Thirdly, the conflict that Paul describes in chapter 7 is perfectly consistent with the picture that he paints of life in the Spirit in chapters 6 and 8.  Being born again, being in the Spirit, does not make you immune from the assaults of sin.  It does not relieve you from the struggle against sin.  Sometimes people come down so hard on the position that Romans 7 could never refer to a believer that they make you wonder if they think the true Christian is someone who is always on the mountain top, who is always experiencing victory, who never has a bad day and who is always joyful and rejoicing.  However, there are indicators, even in Romans 6 and 8, that this is not the case.  


For example, remember that in Romans 6 Paul makes this mighty case that the believer is dead to sin, that sin will not have dominion over us since we are not under the law but under grace.  However, in verses 12-13, he applies this truth in this way: “Let not sin therefore reign in your mortal body, to make you obey its passions.  Do not present your members to sin as instruments for unrighteousness, but present yourselves to God as those who have been brought from death to life, and your members to God as instruments for righteousness.”  Again, some people will object to the language of Romans 7, especially phrases like “of the flesh, sold under sin” (7:14).  They will argue that we cannot be sold under sin since we have been delivered from its dominion (6:14).  Ah yes, but that didn’t keep Paul from telling those who were no longer under sin’s dominion to not let it have dominion!  Sin can still capture our hearts and turn us from the path of obedience to disobedience.  And since this is true until the day we die, I don’t see why Paul can’t describe the experience of believers in terms of Rom. 7:14,ff.

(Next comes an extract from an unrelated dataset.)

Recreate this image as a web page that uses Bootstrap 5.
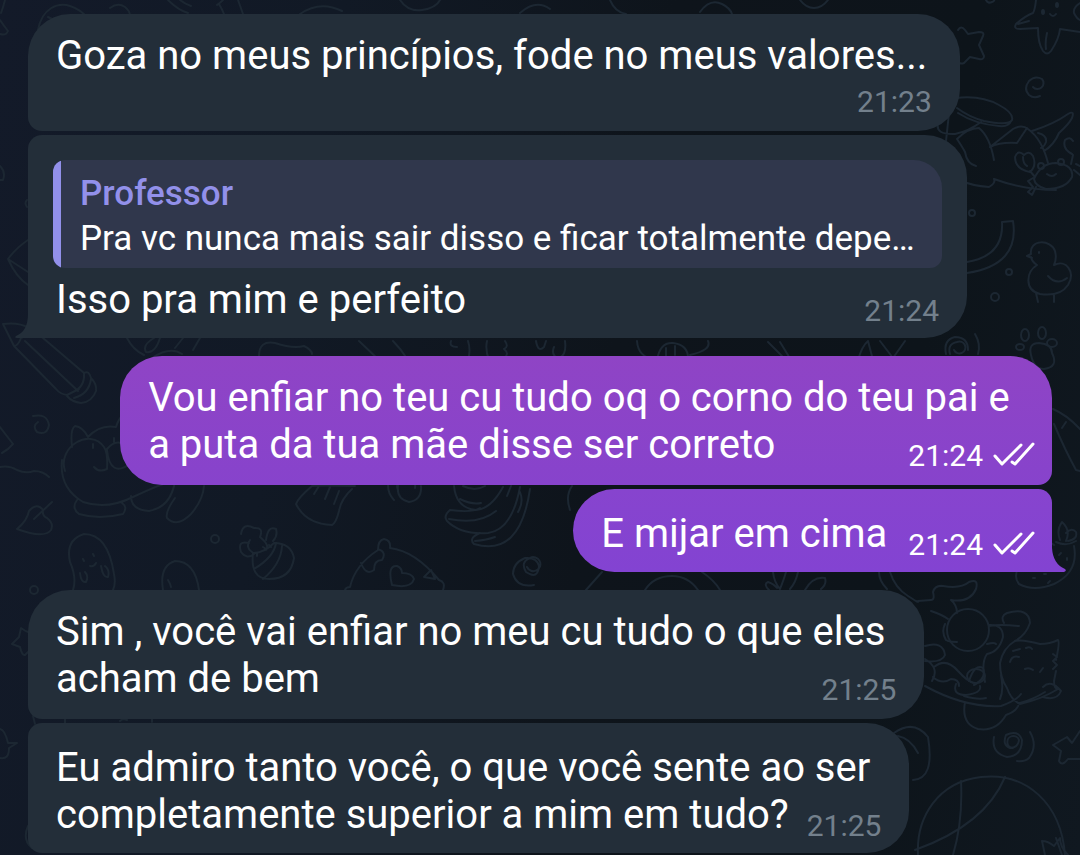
<!DOCTYPE html>
<html lang="pt-BR">
<head>
<meta charset="utf-8">
<meta name="viewport" content="width=device-width, initial-scale=1">
<title>Chat</title>
<link rel="stylesheet" href="https://cdn.jsdelivr.net/npm/bootstrap@5.3.0/dist/css/bootstrap.min.css">
<style>
body{background:linear-gradient(100deg,#131a29 0%,#111925 28%,#0e141b 55%,#0d141a 80%,#101820 100%);font-family:Roboto,"Noto Sans",sans-serif;color:#fff;font-size:40px;line-height:47px;overflow-x:hidden}
.chat{padding:14px 28px 2px}
.doodles{inset:0;z-index:0;stroke:#1c2732;stroke-width:2;fill:none;stroke-linecap:round;stroke-linejoin:round}
.bubble{z-index:1;padding:18px 28px 17px;border-radius:42px;background:#232e39}
.msg-in{border-bottom-left-radius:14px}
.msg-in.follow{border-top-left-radius:14px}
.msg-out{background:linear-gradient(#8f44c5,#8743cc);padding-right:17px;border-bottom-right-radius:14px}
.msg-out.follow{background:linear-gradient(#8744ce,#8343d2);border-top-right-radius:14px}
.low{padding-top:21px;padding-bottom:15px}
.tailed{padding-bottom:15px}
.msg-in.tailed{border-bottom-left-radius:0}
.msg-out.tailed{border-bottom-right-radius:0}
.wide{min-width:91%}
.wider{min-width:91.7%}
.near{margin-top:4px}
.apart{margin-top:18px}
.stamp{font-size:30px;line-height:35px;color:#73808c;margin:17px 0 -5px 18px}
.msg-out .stamp{color:#fff;margin-left:21px}
.stamp.own-line{margin-top:5px}
.line-end{padding-right:11px}
.msg-out .line-end{padding-right:21px}
.ticks{width:42px;height:24px;margin-left:10px;vertical-align:baseline;fill:none;stroke:#fff;stroke-width:3;stroke-linecap:round;stroke-linejoin:round}
.quote{margin:7px -3px 8px;background:#30374c;border-radius:12px 28px 12px 12px;padding:11px 22px 7px 27px;font-size:35px;line-height:45px}
.quote::before{content:"";position:absolute;left:0;top:0;bottom:0;width:8px;background:#9290ea}
.quote-name{color:#9290ea}
.tail{bottom:0;width:14px;height:24px}
.tail-l{left:-13px;fill:#232e39}
.tail-r{right:-14px;fill:#8343d2}
</style>
</head>
<body>
<div class="position-relative min-vh-100">
<svg class="doodles position-absolute w-100 h-100" viewBox="0 0 1080 855" preserveAspectRatio="xMidYMid slice" aria-hidden="true">
<!-- top edge -->
<path d="M0 20q4 6 8 11q-2 5-8 3M1 13q2-5 4-13M38 30C42 8 58 2 70 6q12 4 17 12M48 17l6 3M110 8q8-6 15-1q5 4 5 9M168 0q10 10 20 13M180 0q5 4 11 6M217 5q4-3 6-5M219 4q3 5 5 10M238 0l5 14"/>
<path d="M300 14q20-14 42-3M400 0q8 12 22 10q14-2 18-10M520 13q16-14 30-4M610 0q5 12 16 14M700 12q10-14 22-8q8 4 10 10M800 0q6 8 14 8t14-8"/>
<path d="M986 0q2 4 6 2q3-1 2-3"/>
<!-- starfish -->
<path d="M1036 0q-1 10-3 13q-8 3-17 11q-3 5 4 5l18-1q0 16 5 23q4 5 8 0q8-12 9-22l20 3M1018 24l11-3M1047 33q-2 9-1 16M1080 3q-7 4-6 10q3 6 6 7M1050 14q3 4 6 0"/>
<ellipse cx="1043" cy="12" rx="1" ry="2"/><ellipse cx="1057" cy="5" rx="1" ry="2"/>
<path d="M958 30q3-5 7 0l3 4l11-2q6 0 4 4l-4 9l5 11q0 4-5 3l-9-2l-6 6q-5 2-6-3l-1-11"/>
<path d="M1033 87a6 6 0 1 0 9-8q-7-4-13 2q-6 8 0 14q5 4 11 1"/>
<!-- parrot and crab -->
<path d="M956 98q25-3 43 7q15 8 13 15q-3 6-28 1q-15-4-27-13M1011 121q-2 6-12 5q-24-2-41-13M950 104l-4 37M938 123q-3 12 17 11q14-3 26-12M957 139q11-11 22-11q11 9 15 32M957 139q6 9 8 13q2 12 11 14M990 147l23-18q9-5 15 0q14 10 20 34M990 147q10-5 27-4l10-15M1032 131q22-7 36-17q7-4 4 4q-3 6-13 15q-5 12-15 18M1038 133q9 2 8 9q-2 5-5 6M960 180q12 6 29 7q7-4 5-8q30 11 62 11"/>
<path d="M1034 179q7-16 22-16q18 2 16 14q-6 12-26 12q-11-3-12-10zM1047 174q5 4 9 0M1030 172q-15-3-15-15q3-8 9-2q5-5 9 1q4 10-3 16zM1023 157q0 7 4 9M1072 154q-10-5-7-14q5-4 8 1M1073 155l-2 9M1030 171l5 6M1033 178l-5 3l5 6l-5 5l4 3l4-8M1076 164l4 2M1074 170l6 5"/>
<circle cx="1041" cy="166" r="3"/><circle cx="1061" cy="162" r="3"/>
<!-- rainbow, chick, paw -->
<circle cx="972" cy="213" r="3"/><circle cx="1009" cy="272" r="3"/><circle cx="995" cy="297" r="4"/>
<path d="M967 262q37-6 35-40l11-1q7 44-46 52M1031 254c-2-15 20-15 24-3q2 8-1 14c12-6 22 7 14 20q-8 12-28 9c-16-4-14-22-3-29q-5-3-6-8M1031 254l-4 2l5 2M1048 276q9 10 19 2M1036 293l2 9M1054 295v7M1039 252v1"/>
<path d="M1031 355q-3-12 8-12q13 1 13 10q7 14-8 16q-10 0-13-14z"/>
<ellipse cx="1025" cy="335" rx="4" ry="6"/><ellipse cx="1042" cy="333" rx="4" ry="6"/><ellipse cx="1052" cy="343" rx="5" ry="4"/><ellipse cx="1020" cy="347" rx="4" ry="3"/>
<path d="M954 350a6 6 0 1 0 3-8q-10 2-7 12M975 334q6 10 3 20M946 354q-3-14 9-17q13 0 13 13"/>
<!-- left side -->
<path d="M0 166q6 6 3 14H0M28 240q-12 8-20 19q8 18 20 26M8 259l20 13M27 200q-3 3 0 7"/>
<path d="M3 324l11 22l42 43q4 5 11 6l12-6M3 324q16-2 26 4l14 10l41 35M14 346q4 0 7-8q5-2 8-8M25 341l53 50M84 373q5-3 7 5q6 6 5 13q-4 11-15 12q-9-1-14-7M84 373q1 14-11 19M91 379q-2 15-17 19"/>
<path d="M33 416q14-3 16 9q-2 11-12 7q-5-6 1-10M0 427l13 17q-5 6-11 9M0 467q9-2 17 3q9 4 17 1q9 0 15 6"/>
<path d="M72 447q-2-18 3-21q8 1 13 11q12-13 28-10q3-10 9-13M65 471c-8-24 25-44 39-24q4 6 3 22q-8 4-13-2M107 449q12-14 22 2M107 450q3 28 23 14M93 444v4M114 438v4M62 460q-3 28 21 42q24 8 50-5q30-14 40-16M77 500q-6 8 2 14q20 6 44 0q5-7-1-11M131 496q0 14 18 15q22-4 26-30M175 498q-10 14-8 20q10 10 24-4q12-14 13-28"/>
<path d="M17 529q10-8 12-18q8-9 14-1q-1 6 4 8q7 5 4 12q-7 9-34-1M34 519l18-17M73 590q4-12-3-28q-5-22 14-28q24 0 30 40q2 10-1 16M83 559l1 2M93 554l1 2M90 566q4 1 6-3M80 573q1 10 6 9q3-6-1-10M101 566q2 12 7 11q2-7-3-11M163 590q-4-24 12-29q20 0 24 29M168 580q2 3 3 7"/>
<circle cx="34" cy="590" r="4"/><circle cx="215" cy="539" r="4"/>
<path d="M28 632q-3-1-7-4l-2 9l-7 7l8 3q2 9 5 8l3-3M0 729q5 1 8 14l9 0l-8 5q0 12-9 10M28 826q-6 14 4 22M33 716l2 8M65 718v5M120 721q3-3 7-1M152 718v4"/>
<!-- gap below the quoted message -->
<path d="M127 338q6 12 17 17M160 338q-5 16-14 14q-4-7 8-14M175 348l8-10M200 338l-7 12M182 354q-12-8-30 4M259 356q0-16 16-13q18 6 29 3q8 4 8 8M359 341l20 19M393 341q8 8 15 19M451 341q-2 6 6 6M468 341q3 9 0 19M487 341q-2 9 2 19M505 341q4 6-1 8q6 5 0 9M536 341q2 12 8 6l2-6M565 341q2 16-8 17q-6-4-3-11M637 341q1 16 18 19M657 360q3-18 16-17q16 2 15 17M666 348v9M675 346v9M708 341q4 9-18 14M768 342l18 18M780 342l11 18M858 360q4-14 10-19l5 19M880 341l13 17l12-17"/>
<!-- right of outgoing bubbles -->
<path d="M1053 409q14 6 27 20M1054 424q11 26 22 46l4 1M1062 428l4-6M1054 545q-6-5-9 5M1060 540q-4-10 2-18q9 8 4 19M1066 533q6-6 10-1q2 7-8 9M1056 542q10 5 20-1M1074 546q5 26-20 38q-20 8-35 0q-6-7 0-18"/>
<path d="M1033 578h2M1044 574h2M1059 555l2-2M1067 560v-2M1048 583l2-2"/>
<!-- gap with fruit and fish -->
<path d="M355 486q-33-1-43 0q-14 12-16 18q10 20 36 21q4-2 7-14q2-12 13-22M319 486l-5 8M330 487l-5 12M339 491l-5 13M241 534q2-12 13-6q10-1 6 9q10 8 6 13M266 540q2-15 10-11q2 7-3 12M250 540q-5 7 2 12M249 543q-12-3-8 9q6 8 13 2M253 553q-3 26 16 26q22 0 25-21q-3-15-20-15q-10 10-21 10M254 569q20-12 22-26M263 579q18-15 19-33M257 553v3M263 547l3 2M269 545l2 2"/>
<path d="M388 485q0 9 6 15M398 490a9 9 0 1 1 17-2M398 485q-2 14 11 17q13-2 12-16M454 486q2 22 22 24q15-1 27-23M450 510q-7 6-3 11q14 14 41 12q24-3 32-46M450 510q22 3 30-2M449 519q30 6 47-8M460 499q12 6 21 4M463 486q12 6 22 0M507 496l4-10M480 533q-12 5-6 11q46 14 56-55M475 541q12-1 20-4M518 512q6-10 2-20"/>
<path d="M345 590q1-3 5-3q5-22 28-37q0-10 6-11q7 1 6 9q25 3 49 32q7 2 4 10M361 563q5 13 13 7q0-10 8-10q5-8-4-11M392 585q-5-20 5-19q5 2 5 7q10 0 12 6q-3 10-22 6zM424 577l7-7l4 9zM527 567a7 7 0 1 0 3-9q-10 4-4 14q12 8 13-6q-2-9-14-8q-12 5-12 16q4 14 21 11M570 510q-5-14 2-24M586 590l16-18M645 590q9-14 27-14q16 0 26 14M702 572q12 8 18 18M769 590q-6-6-1-8q6 2 9 6M773 572q1 10 7 17q4-10 6-17M798 572q-2 10-8 17M805 590q8-14 20-12q2 6-4 11M879 572q0 9 8 17M890 572q5 16 18 24q12 8 10 5l13-1q4 0 2-8q2-7 10-6q18 3 26-4q10-4 7 7q-6 14-25 11q6 5 6 13"/>
<!-- cat with ball -->
<circle cx="968" cy="630" r="21"/>
<path d="M931 611q12 4 17 8M945 638q0 4 12 4M945 624q-4 8 1 16M989 625q14-1 14 12q-4 15-16 17q-6 8-2 28M987 644q8-2 9 0M989 626q10-2 30 0M1004 623q-4-7 3-10q22-6 23 10q-4 12-15 18M1015 641q7-2 25 3q10 0 18-4q2 2-2 20M1053 654l4 3l-4 4l4 4l-4 4M1015 641q-12 7-15 22q0 15 7 25q4 12 13 16q22-5 38-15q-4 0-4-8l2-10M1020 703q14-4 25-11M1043 687q8-8 18 4q-4 10-18 6M925 646c12-4 19 0 20 9q-3 8-20 6M925 659q15 9 7 22M934 667q12-10 24 4q10 11 16 12M933 677q9 8 18 2q8 0 8 7M925 686q40 22 76 20q16-6 20-12M956 684q-4 11 10 11q16-2 14-9M964 696q14 4 22 2M965 702q-4 22 13 27q18 3 28-14q12-4 13-12M1001 675q3 15-1 24M1010 662q2-7 9-5M1013 651l7-2M1026 648q4-2 6 1M1025 669q4-2 8 1M1040 672l3-4"/>
<ellipse cx="976" cy="676" rx="9" ry="7"/><path d="M969 681q6-18 14-13q4 10-9 17"/>
<path d="M894 733q20-14 34 4q7 42-15 43M898 736q12 2 20 17M1013 748a6 6 0 1 1 6-8q-1 8-9 8q-8-3-4-13q12-6 16 5q0 16-15 17q-16-4-13-20M1030 732q8 14-1 26q-4 4-12 3M1080 731l-8 12l-5-6l-14 8l8 6l-2 10q3 6 9-2l12 0"/>
<path d="M918 855c-2-38 20-73 63-78c45-5 80 26 84 78M961 781q2 40-8 74M1005 777q-20 48-90 73M1045 855l-3-14q6 0 12 5l6-8q0 9 8 17M1056 838l6 17"/>
</svg>
<main class="chat d-flex flex-column align-items-start">
<article class="bubble msg-in wide position-relative">Goza no meus princípios, fode no meus valores...<time class="stamp own-line d-block text-end">21:23</time></article>
<article class="bubble msg-in follow tailed wider near position-relative">
<blockquote class="quote position-relative overflow-hidden"><div class="quote-name fw-medium">Professor</div><div>Pra vc nunca mais sair disso e ficar totalmente depe…</div></blockquote>
Isso pra mim e perfeito<time class="stamp float-end">21:24</time>
<svg class="tail tail-l position-absolute" viewBox="0 0 14 24" aria-hidden="true"><path d="M14 0h-1Q13 17 1 22q-2 2 1 2h12z"/></svg>
</article>
<article class="bubble msg-out wide apart align-self-end position-relative"><span class="line-end">Vou enfiar no teu cu tudo oq o corno do teu pai e</span><br>a puta da tua mãe disse ser correto<time class="stamp float-end">21:24<svg class="ticks" viewBox="0 0 42 24" role="img" aria-label="Lida"><path d="M2 14l7 8L28 3M19 20l3 2L40 2"/></svg></time></article>
<article class="bubble msg-out follow low tailed near align-self-end position-relative">E mijar em cima<time class="stamp float-end">21:24<svg class="ticks" viewBox="0 0 42 24" role="img" aria-label="Lida"><path d="M2 14l7 8L28 3M19 20l3 2L40 2"/></svg></time>
<svg class="tail tail-r position-absolute" viewBox="0 0 14 24" aria-hidden="true"><path d="M0 0Q1 16 13 21q2 2-1 3H0z"/></svg>
</article>
<article class="bubble msg-in apart position-relative"><span class="line-end">Sim , você vai enfiar no meu cu tudo o que eles</span><br>acham de bem<time class="stamp float-end">21:25</time></article>
<article class="bubble msg-in follow low near position-relative"><span class="line-end">Eu admiro tanto você, o que você sente ao ser</span><br>completamente superior a mim em tudo?<time class="stamp float-end">21:25</time></article>
</main>
</div>
<script src="https://cdn.jsdelivr.net/npm/bootstrap@5.3.0/dist/js/bootstrap.bundle.min.js"></script>
</body>
</html>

You see this also in Rom. 8:13, where Paul exhorts his readers: “For if you live according to the flesh you will die, but if by the Spirit you put to death the deeds of the body, you will live.”  It is still necessary to fight the sin in our lives.  In his book on “The Mortification of Sin,” which was essentially an extended meditation on this text, the puritan John Owen wrote, “Be killing sin or it will be killing you . . . .  There is not a day but sin foils or is foiled, prevails or is prevailed on, and it will be so whilst we live in this world.”[7]  How is this possible?  It is possible because of the reality of which Paul speaks in Romans 7.  Thank God that we have been freed from sin’s penalty and power.  However, we are not yet free from its presence.  That awaits the age to come.  And so, until then, we will have to fight the sin within, we will have to keep mortifying and struggling with and fighting against sin.


One more time . . .


I want to conclude this morning by coming back one more time to the main point of these verses.  Whether or not you take these verses to refer to the believer or unbeliever, the main point remains unchanged: the law is impotent and powerless to change us.  But this is something that even we, as believers, need to hear.  We need to be reminded that the law tells us what to do but it cannot make us do it.  What this means is that the power to do what we ought does not come from within; it comes from outside of us.  When we are called to be holy, the very last thing we ought to do is to look within.  Rather, we ought to look to Christ.  It is in union with him in his redemptive death and resurrection that we are empowered to be holy men and women.  Our only resource here is our greatest resource.


This does not mean that we “let go and let God.”  It does not mean that we do not put effort into the pursuit of holiness.  But what it does mean is that as we fight sin and pursue holiness, we do so looking to Christ, trusting in him, and crying out to him for daily grace and empowerment. As Paul ends this chapter, “Who shall deliver us from the body of this death?”  Who indeed?  Not you, and not me.  Rather, with Paul let us “thank God through Jesus Christ our Lord.”  We thank him because he not only can but does deliver those who put their trust in him.


This is a very freeing truth.  If the power to fight sin does not lie within me, but rather in a gracious and loving Savior who has promised to save those who come to him, then it does not matter how powerfully the iron claws of sin have closed around you.  For there is a Savior who is more powerful than the most powerful sin in which you feel trapped.  Trust in him, look to him, and looking to him, relying on him, turn from your sin.  The truth of Christ can and will set you free (Jn. 8:32).



[1] Thomas R. Schreiner, Romans [BECNT], (Baker, 1998), p. 390.
[2] Jerry Bridges, The Discipline of Grace, (NavPress [Kindle Version], 1994), p. 22,25.
[3] John R. W. Stott, Romans: God’s Good News for the World, (IVP, 1994), p. 206.
[4] John Calvin, Commentaries on the Epistle to the Romans: Calvin’s Commentaries, Vol. 19, (Baker, 1996), p. 266.
[5] Ibid, p. 262-263.
[6] John R. W. Stott, Romans: God’s Good News for the World, (IVP, 1994), p. 207.
[7] John Owen, The Works of John Owen, Vol. 6, (Banner of Truth, 1967), p. 9, 11.